Joe McCann – Life & Death

Joe McCann (2 November 1947 – 15 April 1972) was an Irish republican volunteer. A member of the Irish Republican Army and later the Official Irish Republican Army, he was active in politics from the early 1960s and participated in the early years of the Troubles in Northern Ireland.

He was shot dead, after being confronted by RUC Special Branch and British paratroopers in 1972.

Early life

Joe McCann

He was born in the Lower Falls area of Belfast, and spent most of his life there and in the nearby Markets area of the city. His mother died when he was four years old leaving, four children. His father remarried. He was educated at the Christian Brothers school on Barrack Street in Belfast, where he developed an interest in the Irish language. A bricklayer by trade, he joined the Fianna Éireann at age 14 and the IRA in the early 1960s.

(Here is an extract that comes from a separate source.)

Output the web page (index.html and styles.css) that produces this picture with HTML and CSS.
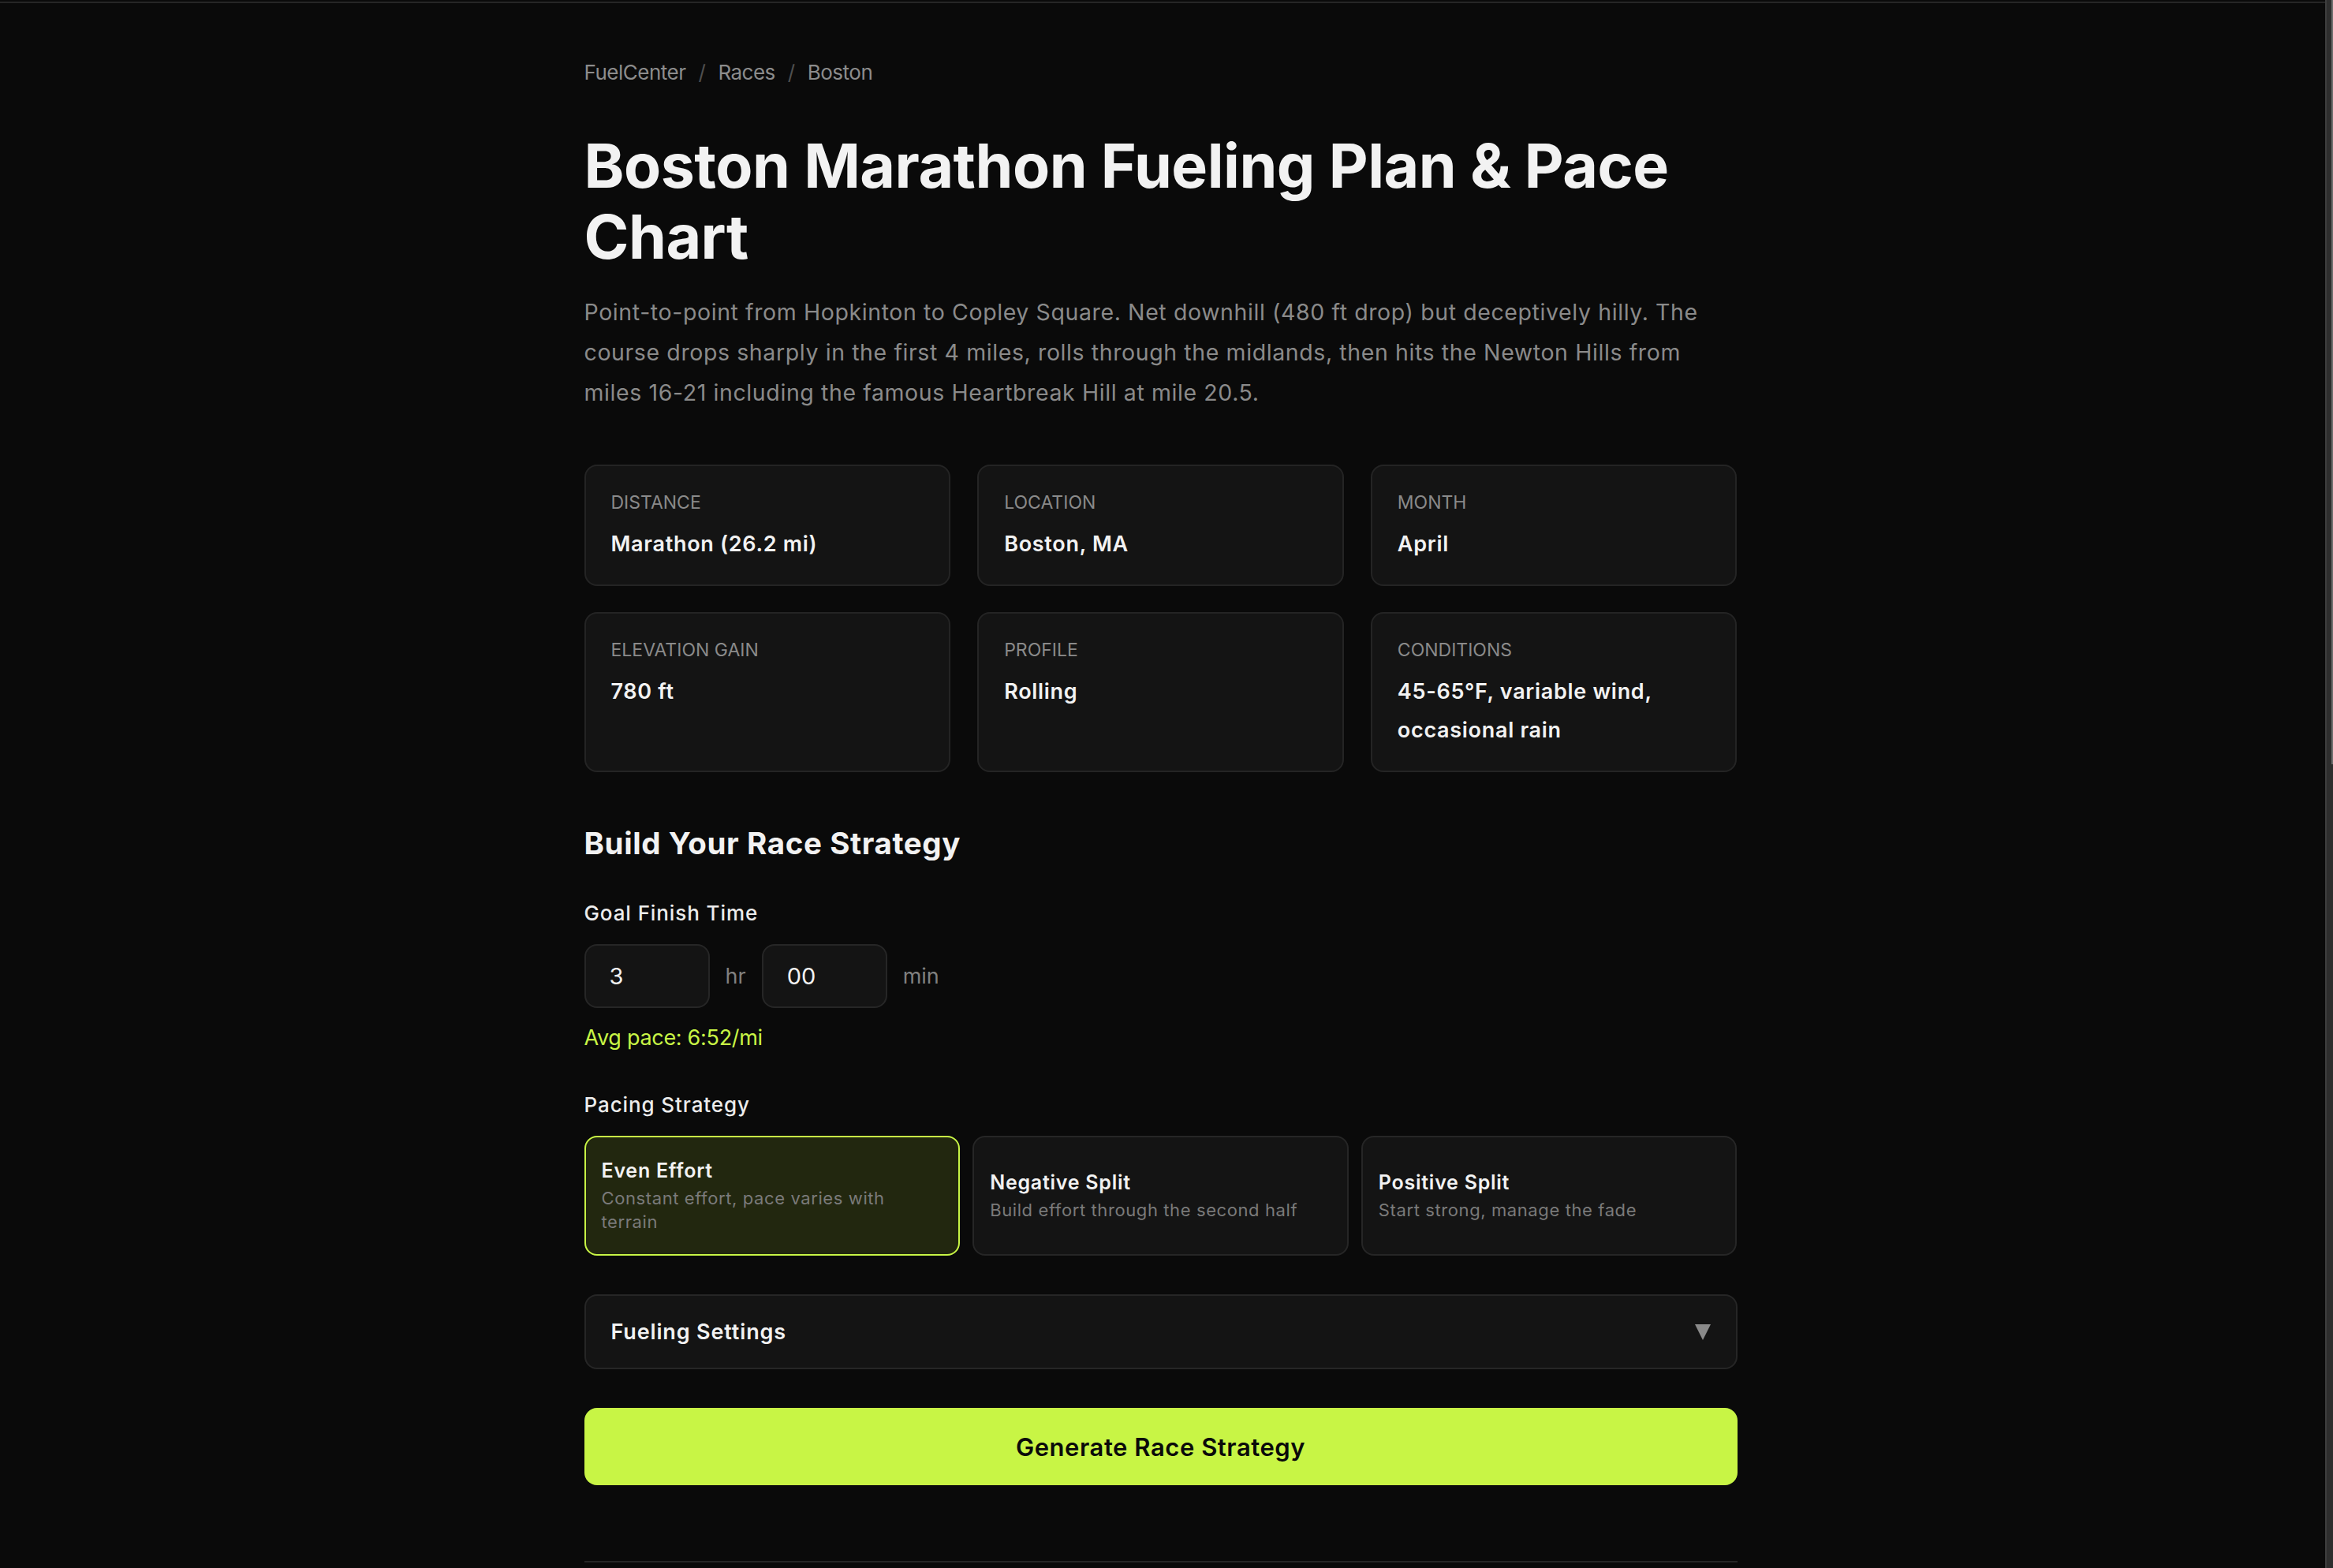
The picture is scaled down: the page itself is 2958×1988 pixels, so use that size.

In 1964 he was involved in a riot on Divis Street in Belfast in opposition to the threat from loyalist leader Ian Paisley to march on the area and remove an Irish tricolour flying over the election office of Billy McMillen. In 1965 he was arrested for the possession of bayonets with five other men. They served nine months in Crumlin Road jail. He had expressed an interest in the priesthood while a teenager. He joined the Third Order of Saint Francis in his later teens.

McCann was active in the IRA’s involvement in the civil rights activism, protesting against the development of the Divis Flats. McCann became Officer Commanding of the IRA in the Markets, involved in housing issues and any matters which related to local government.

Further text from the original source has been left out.